車載リチウムイオン電池のコスト半減と容量倍増を2020年に実現――ボッシュ:電気自動車
Robert Boschの日本法人・ボッシュ社長のウド・ヴォルツ氏は、年次記者会見で、GSユアサ、三菱商事と共同開発中の車載リチウムイオン電池の開発時期と性能目標についてコメントした。
Robert Boschの日本法人・ボッシュは2015年6月18日、東京都内で年次記者会見を開き、2014年の業績結果や2015年の業績見込みなどについて説明した。
ボッシュ社長のウド・ヴォルツ氏によれば、2014年におけるRobert Boschグループ全体の売上高が前年比6.3%増の490億ユーロになったという。このうち68%を占めるモビリティソリューションズ(自動車機器テクノロジー事業から名称を変更)は同8.9%増の333億ユーロとなった。
Robert Boschは2015年から、ZFと折半出資していたステアリング子会社のZF Lenksystemeと、同じくシーメンスと折半出資していた家電製品子会社のBSH Bosch und Siemens Hausgerateの両社を完全子会社として傘下に収めた。つまり2015年から、ステアリング子会社はRobert Bosch Automotive Steering、家電製品子会社はBSH Hausgerateとして連結対象になる。
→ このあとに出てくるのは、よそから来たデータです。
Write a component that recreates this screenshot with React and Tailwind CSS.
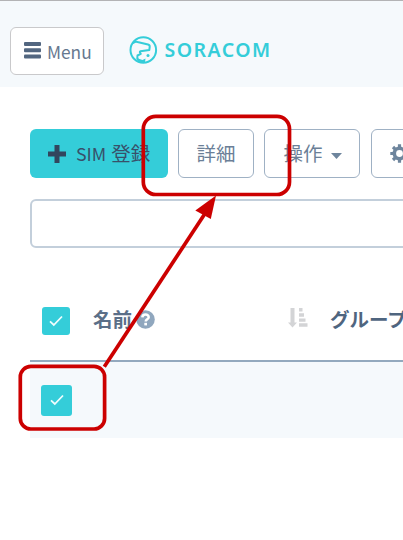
const Check = ({ className }) => (
  <span className={`flex shrink-0 items-center justify-center rounded-[3px] bg-[#34cdd9] ${className}`}>
    <svg width="14" height="12" viewBox="0 0 14 12" fill="none" stroke="#f0fcfd" strokeWidth="1.8">
      <path d="M1 6.4 4.8 10 13 1.5" />
    </svg>
  </span>
);

const Logo = () => (
  <svg className="shrink-0" width="144" height="30" viewBox="0 0 144 30" fill="#34cdd9">
    <g fill="none" stroke="#34cdd9" strokeWidth="2" strokeLinejoin="round">
      <circle cx="14.3" cy="15" r="12.8" />
      <path d="M4 8.500Q6 6 8.500 7L19 9.500Q21 10 20.700 12L20.300 15 11.500 16.300Q10 16.800 11.800 18.800L8.500 20.500 8.300 23.500 11 26.500" />
    </g>
    <path d="M9 23.500 13.500 25 16.500 23.500 16 27.500 11.500 27.500Z" />
    <circle cx="19" cy="20.5" r="1.5" />
    <text x="35.6" y="21.9" fontSize="19.5" fontWeight="600" textLength="105.5" lengthAdjust="spacing" fontFamily="'Noto Sans', sans-serif">SORACOM</text>
  </svg>
);

const Gear = () => (
  <svg width="19" height="19" viewBox="0 0 19 19" fill="none" stroke="#6e859d">
    <circle cx="9.5" cy="9.5" r="5.2" strokeWidth="3.6" />
    <path d="M9.5 0.3v3M9.5 15.7v3M.3 9.5h3M15.7 9.5h3M3 3l2.1 2.1M13.9 13.9 16 16M16 3l-2.1 2.1M5.1 13.9 3 16" strokeWidth="3.2" />
  </svg>
);

const Annotations = () => (
  <svg className="pointer-events-none absolute left-0 top-0" width="403" height="540" fill="none" stroke="#cc0000" strokeWidth="3.7">
    <rect x="143.3" y="116.3" width="146.2" height="78.2" rx="12.5" />
    <rect x="20.3" y="366.4" width="84.3" height="62.6" rx="10.5" />
    <path d="M104.3 366.8 206 212" />
    <path d="M216 195.5 195.3 210.5 210.8 219Z" fill="#cc0000" stroke="none" />
  </svg>
);

export default function App() {
  return (
    <div className="relative h-[540px] w-[403px] overflow-hidden bg-white font-['Noto_Sans_CJK_JP',sans-serif] text-[19.5px] leading-none text-[#6b7f97]">
      <header className="flex h-[87px] items-start border-t border-[#b3b3b5] bg-[#f5f9fc] pl-[10px] pt-[26px]">
        <button className="flex h-[48px] w-[94px] items-center rounded-[6px] border border-[#c9c9cb] bg-white pl-[12.5px] text-[17.3px] text-[#66788f]">
          <svg className="mb-[2px]" width="17" height="17" viewBox="0 0 17 17" fill="#526680">
            <rect width="17" height="4" rx="1" />
            <rect y="6.3" width="17" height="4" rx="1" />
            <rect y="12.6" width="17" height="4" rx="1" />
          </svg>
          <span className="ml-[6.5px] pt-[2px]">Menu</span>
        </button>
        <div className="ml-[25px] mt-[8px]"><Logo /></div>
      </header>

      <main className="pl-[30px] pt-[42px]">
        <div className="flex w-[450px] gap-[10px]">
          <button className="flex h-[49px] w-[138px] shrink-0 items-center rounded-[6px] bg-[#34cdd9] pl-[18px] text-[#38506a]">
            <svg width="18" height="18" viewBox="0 0 18 18" fill="#32465e">
              <path d="M6.5 0h5v6.5H18v5h-6.5V18h-5v-6.5H0v-5h6.5z" />
            </svg>
            <span className="mb-[2px] ml-[10px] flex items-baseline gap-[5px]"><span className="text-[17.8px]">SIM</span><span>登録</span></span>
          </button>
          <button className="h-[49px] w-[76px] shrink-0 rounded-[6px] border border-[#9fb1c4] bg-white pb-[2px]">詳細</button>
          <button className="flex h-[49px] w-[96px] shrink-0 items-center rounded-[6px] border border-[#9fb1c4] bg-white pl-[18.5px]">
            <span className="mb-[2px]">操作</span>
            <svg className="ml-[8px] mt-[4px]" width="11" height="6" viewBox="0 0 11 6" fill="#6e859d"><path d="M0 0h11L5.5 6z" /></svg>
          </button>
          <button className="ml-[1px] flex h-[49px] w-[80px] shrink-0 items-center rounded-[6px] border border-[#9fb1c4] bg-white pl-[18px]">
            <Gear />
          </button>
        </div>

        <div className="mt-[21px] h-[49px] w-[400px] rounded-[6px] border-2 border-[#c3cfdb] bg-white" />

        <div className="flex h-[114px] items-start border-b-2 border-[#93a9be] pl-[12px] pt-[59px]">
          <Check className="h-[28px] w-[28px]" />
          <div className="ml-[23px] flex w-[195px] shrink-0 items-center pt-[2px] font-bold text-[#5b6f88]">
            <span className="mb-[1px]">名前</span>
            <svg className="ml-[4px]" width="19" height="19" viewBox="0 0 19 19">
              <circle cx="9.5" cy="9.5" r="9.3" fill="#90a7be" />
              <path d="M6.3 7.3C6.6 3.7 12.7 3.7 12.7 7.2 12.7 9.3 9.7 9.3 9.7 11.5" fill="none" stroke="#fff" strokeWidth="2.5" />
              <rect x="8.3" y="12.8" width="2.7" height="2.6" fill="#fff" />
            </svg>
          </div>
          <svg className="mt-[1px] shrink-0" width="20" height="20" viewBox="0 0 20 20" fill="#d3d4d6">
            <path d="M2.5 0h4v14.5H9L4.5 19.5 0 14.5h2.5zM11 0h3.5v3.5H11zM11 5.2h5v3.5h-5zM11 10.4h6.5v3.3H11zM11 15.3h8.500v3.400H11z" />
          </svg>
          <span className="ml-[22px] shrink-0 whitespace-nowrap pt-[2px] font-bold text-[#4f657f]">グループ</span>
        </div>

        <div className="flex h-[76px] items-center bg-[#f5f9fc] pl-[11px]">
          <Check className="h-[31px] w-[31px]" />
        </div>
      </main>
      <Annotations />
    </div>
  );
}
ヴォルツ氏は、「両社を含めたRobert Boschグループの2014年の売上高は640億ユーロと見ており、2015年はこれに対して3〜5%の増加が見込めそうだ。足元は幸先のよいスタートを切れている」と語る。
日本法人であるボッシュの2014年の売上高は2750億円(ステアリング子会社などは含まない)で前年比9%の増加だった。2015年は、「増税による国内自動車市場の減少などマイナス要因はあるが、2014年ほどではないものの前年比プラスにはできそうだ」(同氏)という。
「次世代車載リチウムイオン電池の開発は順調」
Robert Boschは、売上高の多くの割合を占めるモビリティソリューションズのさらなる成長を果たすため、「自動化」「電動化」「ネットワーク化」の3分野で技術開発に注力している。
中でも日本との関連が深いのが「電動化」におけるリチウムイオン電池開発だ。Robert Boschは2013年6月に、GSユアサ、三菱商事と、次世代車載リチウムイオン電池の開発で提携することを発表している(関連記事:ボッシュがGSユアサと車載リチウムイオン電池で合弁、サムスンからの脱却を加速)。さらに2014年2月には、Robert Boschが50%、GSユアサと三菱商事が25%ずつ出資するLithium Energy and Powerという合弁企業の設立も発表している。
ヴォルツ氏は、開発中の車載リチウムイオン電池の開発時期と性能目標について、「2020年を目標に、コストの半減とエネルギー密度の倍増を実現できるような開発を進めている。開発は順調で、(Robert Boschは)このプロジェクトに強いコミットメントを持っている」と語った。